Um dos livros mais importantes da literatura recebeu tratamento adequado pela Editora 34. São 1.040 páginas, divididas em dois volumes condicionados numa caixa, com posfácio e notas do tradutor, mais ilustrações de Ulysses Bôscolo.

Bezerra o descreve como um "romance-panorama que engloba vários aspectos históricos, sociais, ideológicos, psicológicos, religiosos, jurídicos, etc., que, transfigurados no amplo espectro de caracteres e atitudes das muitas personagens que o povoam, personificam a vida na Rússia da segunda metade do século 19".

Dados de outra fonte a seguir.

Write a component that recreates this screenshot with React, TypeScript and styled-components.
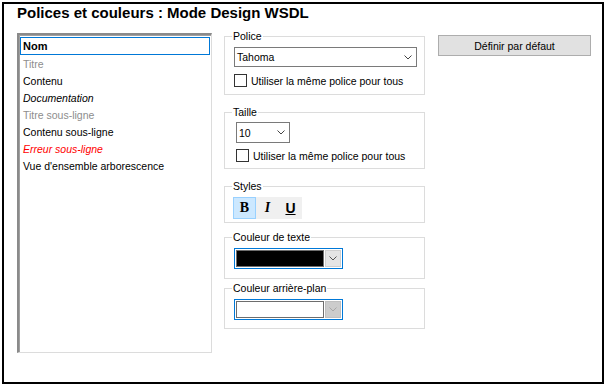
import React from "react";
import styled, { createGlobalStyle } from "styled-components";

const Global = createGlobalStyle`
  html, body { margin: 0; padding: 0; background: #fff; }
  body { font-family: "Liberation Sans", Arial, sans-serif; font-size: 10.5px; color: #000; }
  * { box-sizing: border-box; }
`;

const Frame = styled.div`
  margin: 2px 0 0 2px;
  width: 602px;
  height: 382px;
  border: 2px solid #000;
  background: #fff;
`;

const Title = styled.h1`
  margin: 0 0 0 13px;
  font: bold 15px/17px "Liberation Sans", Arial, sans-serif;
  color: #000;
`;

const Body = styled.div`
  display: flex;
  align-items: flex-start;
  margin-top: 9px;
  padding-left: 13px;
`;

const List = styled.ul`
  list-style: none;
  margin: 3px 0 0 0;
  padding: 2px 1px 0 1px;
  width: 195px;
  height: 320px;
  border-style: solid;
  border-width: 2px 1px 1px 2px;
  border-color: #8a8a8a #dcdcdc #dcdcdc #8a8a8a;
  box-shadow: inset 1px 1px 0 #a0a0a0;
`;

type ItemKind = "sel" | "gray" | "normal" | "italic" | "error";

const Item = styled.li<{ $kind: ItemKind }>`
  height: ${(p) => (p.$kind === "sel" ? 18 : 17)}px;
  line-height: 15px;
  padding: 1px 0 0 2px;
  border: 1px solid ${(p) => (p.$kind === "sel" ? "#0078d7" : "transparent")};
  white-space: nowrap;
  font-weight: ${(p) => (p.$kind === "sel" ? "bold" : "normal")};
  font-size: ${(p) => (p.$kind === "sel" ? "11px" : "10.5px")};
  font-style: ${(p) => (p.$kind === "italic" || p.$kind === "error" ? "italic" : "normal")};
  color: ${(p) =>
    p.$kind === "gray" ? "#8d8d8d" : p.$kind === "error" ? "#ff0000" : "#000"};
`;

const Middle = styled.div`
  margin-left: 12px;
  width: 201px;
  display: flex;
  flex-direction: column;
`;

const Group = styled.fieldset<{ $mt: number; $pb: number }>`
  margin: ${(p) => p.$mt}px 0 0 0;
  padding: 0 7px ${(p) => p.$pb}px 9px;
  border: 1px solid #dcdcdc;
  min-width: 0;
`;

const Legend = styled.legend`
  padding: 0 1px;
  margin-left: -2px;
  font-size: 10.5px;
  line-height: 12px;
  color: #000;
`;

const Content = styled.div<{ $pt: number }>`
  padding-top: ${(p) => p.$pt}px;
  display: flex;
  flex-direction: column;
  align-items: flex-start;
`;

const Select = styled.div<{ $w: number; $h: number }>`
  width: ${(p) => p.$w}px;
  height: ${(p) => p.$h}px;
  border: 1px solid #7a7a7a;
  background: #fff;
  display: flex;
  align-items: center;
  justify-content: space-between;
  padding: 0 4px 0 2px;
  font-size: 10.5px;
`;

const CheckRow = styled.label<{ $mt: number }>`
  margin-top: ${(p) => p.$mt}px;
  display: flex;
  align-items: center;
  height: 13px;
  gap: 4px;
  white-space: nowrap;
`;

const Box = styled.span`
  width: 13px;
  height: 13px;
  border: 1px solid #333;
  background: #fff;
  flex: none;
`;

const Toolbar = styled.div`
  display: flex;
  background: #f0f0f0;
  height: 22px;
  margin-left: -1px;
`;

const ToolBtn = styled.button<{ $active?: boolean; $font: string; $italic?: boolean; $under?: boolean }>`
  width: 23px;
  height: 22px;
  padding: 0;
  margin: 0;
  border: 1px solid ${(p) => (p.$active ? "#99d1ff" : "transparent")};
  background: ${(p) => (p.$active ? "#cce8ff" : "transparent")};
  font-family: ${(p) => p.$font};
  font-weight: bold;
  font-size: 14px;
  font-style: ${(p) => (p.$italic ? "italic" : "normal")};
  text-decoration: ${(p) => (p.$under ? "underline" : "none")};
  color: #000;
  display: flex;
  align-items: center;
  justify-content: center;
`;

const ColorCombo = styled.div`
  width: 109px;
  height: 21px;
  border: 1px solid #0078d7;
  display: flex;
  align-items: stretch;
  padding: 1px;
  gap: 1px;
  background: #fff;
`;

const Swatch = styled.div<{ $color: string }>`
  flex: 1;
  border: 1px solid #6d6d6d;
  background: ${(p) => p.$color};
`;

const DropBtn = styled.div<{ $disabled?: boolean }>`
  width: 16px;
  background: ${(p) => (p.$disabled ? "#cccccc" : "#e5e5e5")};
  border: 1px solid ${(p) => (p.$disabled ? "#bfbfbf" : "#cfcfcf")};
  display: flex;
  align-items: center;
  justify-content: center;
`;

const Right = styled.div`
  margin-left: 13px;
  margin-top: 5px;
`;

const DefaultButton = styled.button`
  width: 153px;
  height: 21px;
  border: 1px solid #adadad;
  background: #e1e1e1;
  font-family: "Liberation Sans", Arial, sans-serif;
  font-size: 10.5px;
  color: #000;
  padding: 0;
`;

const Chevron = ({ color = "#444" }: { color?: string }) => (
  <svg width="8" height="5" viewBox="0 0 8 5">
    <polyline points="0.5,0.5 4,4 7.5,0.5" fill="none" stroke={color} strokeWidth="1" />
  </svg>
);

const items: { label: string; kind: ItemKind }[] = [
  { label: "Nom", kind: "sel" },
  { label: "Titre", kind: "gray" },
  { label: "Contenu", kind: "normal" },
  { label: "Documentation", kind: "italic" },
  { label: "Titre sous-ligne", kind: "gray" },
  { label: "Contenu sous-ligne", kind: "normal" },
  { label: "Erreur sous-ligne", kind: "error" },
  { label: "Vue d'ensemble arborescence", kind: "normal" },
];

export default function App() {
  return (
    <>
      <Global />
      <Frame>
        <Title>Polices et couleurs : Mode Design WSDL</Title>
        <Body>
          <List>
            {items.map((it) => (
              <Item key={it.label} $kind={it.kind}>
                {it.label}
              </Item>
            ))}
          </List>
          <Middle>
            <Group $mt={0} $pb={7}>
              <Legend>Police</Legend>
              <Content $pt={5}>
                <Select $w={183} $h={20}>
                  <span>Tahoma</span>
                  <Chevron />
                </Select>
                <CheckRow $mt={7}>
                  <Box />
                  Utiliser la même police pour tous
                </CheckRow>
              </Content>
            </Group>
            <Group $mt={11} $pb={6}>
              <Legend>Taille</Legend>
              <Content $pt={4}>
                <Select $w={54} $h={21} style={{ marginLeft: 2 }}>
                  <span>10</span>
                  <Chevron />
                </Select>
                <CheckRow $mt={6} style={{ marginLeft: 2 }}>
                  <Box />
                  Utiliser la même police pour tous
                </CheckRow>
              </Content>
            </Group>
            <Group $mt={11} $pb={3}>
              <Legend>Styles</Legend>
              <Content $pt={5}>
                <Toolbar>
                  <ToolBtn $active $font={'"Liberation Serif", serif'}>B</ToolBtn>
                  <ToolBtn $italic $font={'"Liberation Serif", serif'}>I</ToolBtn>
                  <ToolBtn $under $font={'"Liberation Sans", sans-serif'}>U</ToolBtn>
                </Toolbar>
              </Content>
            </Group>
            <Group $mt={8} $pb={9}>
              <Legend>Couleur de texte</Legend>
              <Content $pt={5}>
                <ColorCombo>
                  <Swatch $color="#000" />
                  <DropBtn>
                    <Chevron color="#555" />
                  </DropBtn>
                </ColorCombo>
              </Content>
            </Group>
            <Group $mt={3} $pb={8}>
              <Legend>Couleur arrière-plan</Legend>
              <Content $pt={5}>
                <ColorCombo>
                  <Swatch $color="#fff" />
                  <DropBtn $disabled>
                    <Chevron color="#a8a8a8" />
                  </DropBtn>
                </ColorCombo>
              </Content>
            </Group>
          </Middle>
          <Right>
            <DefaultButton>Définir par défaut</DefaultButton>
          </Right>
        </Body>
      </Frame>
    </>
  );
}
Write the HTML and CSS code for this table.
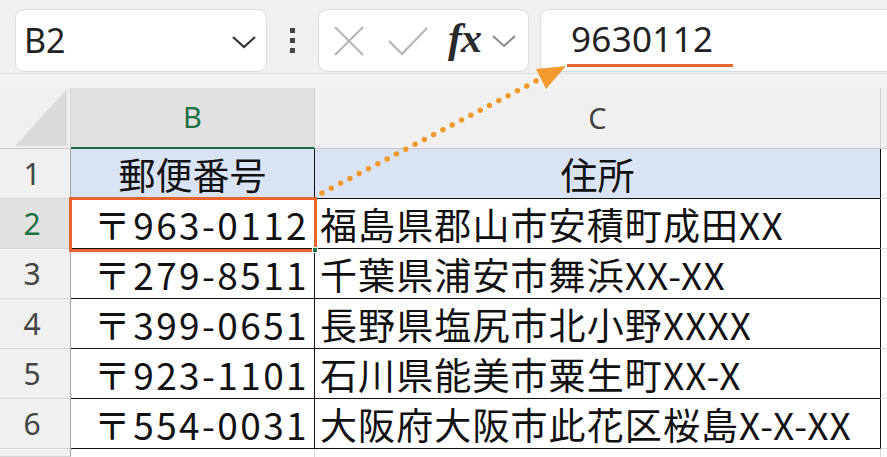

O trabalho durou mais de três anos. "Primeiro foi uma releitura cuidadosa do romance, o exame microscópico de sua linguagem tanto no aspecto semântico como sintático, do estilo da fala de cada personagem, da imbricação do discurso do narrador com o discurso das personagens, o estudo das notas dos organizadores, a comparação das passagens citadas da Bíblia ortodoxa com suas congêneres na Bíblia católica, enfim, o estudo de todo o arcabouço lingüístico do romance antes de iniciar a tradução", explica Bezerra, que traduziu também Crime e Castigo, O Idiota e Os Demônios, todos de Dostoiévski e publicados pela Editora 34.

"Nas passagens mais complexas em que Dostoiévski mistura o arcaico com o moderno, o russo eclesiástico com o russo comum e dá verdadeiros nós na língua, consultei a tradução do Boris, que ele mesmo condena, e ela me foi de grande valia", diz Bezerra.

Ele também consultou a tradução de Raquel de Queirós, feita a partir do francês para a José Olympio, e a de Oscar Mendes e Natália Nunes, baseada na versão em inglês e publicada pela Ediouro. Mas nenhuma delas serviu de referência. "Ao contrário, quando Dostoiévski dá nó na língua, os tradutores francês e inglês derrapam homericamente, e as versões brasileiras apenas repetem os erros das primeiras traduções."

Difuso

Talvez Crime e Castigo (1866) seja o título mais conhecido de Dostoiévski, o primeiro grande romance filosófico da literatura, mas Os Irmãos Karamázov (1880) é mais complexo e vasto. Nas palavras de Schnaiderman, um é homogêneo, enquanto o outro é difuso – afinal, o escritor teve tempo de escrever somente a primeira parte da saga da família Karamázov e morreu antes de poder continuar a história.

"O tema de Crime e Castigo é o do excluído, no caso o estudante pobre Raskólnikov, que é excluído da universidade porque não consegue pagar as mensalidades, e comete um crime por motivação filosófica", diz Bezerra. "Em Os Irmãos Karamázov, o tema central é o da decadência da nobreza representada pela desintegração moral do patriarca dos Karamázov, sob o pano de fundo de uma filosofia do ‘tudo é permitido’, inclusive o parricídio."

Serviço

Os Irmãos Karamázov, de Fiódor Dostoiévski. Editora 34, 1.040 páginas em dois volumes vendidos numa caixa, R$ 95.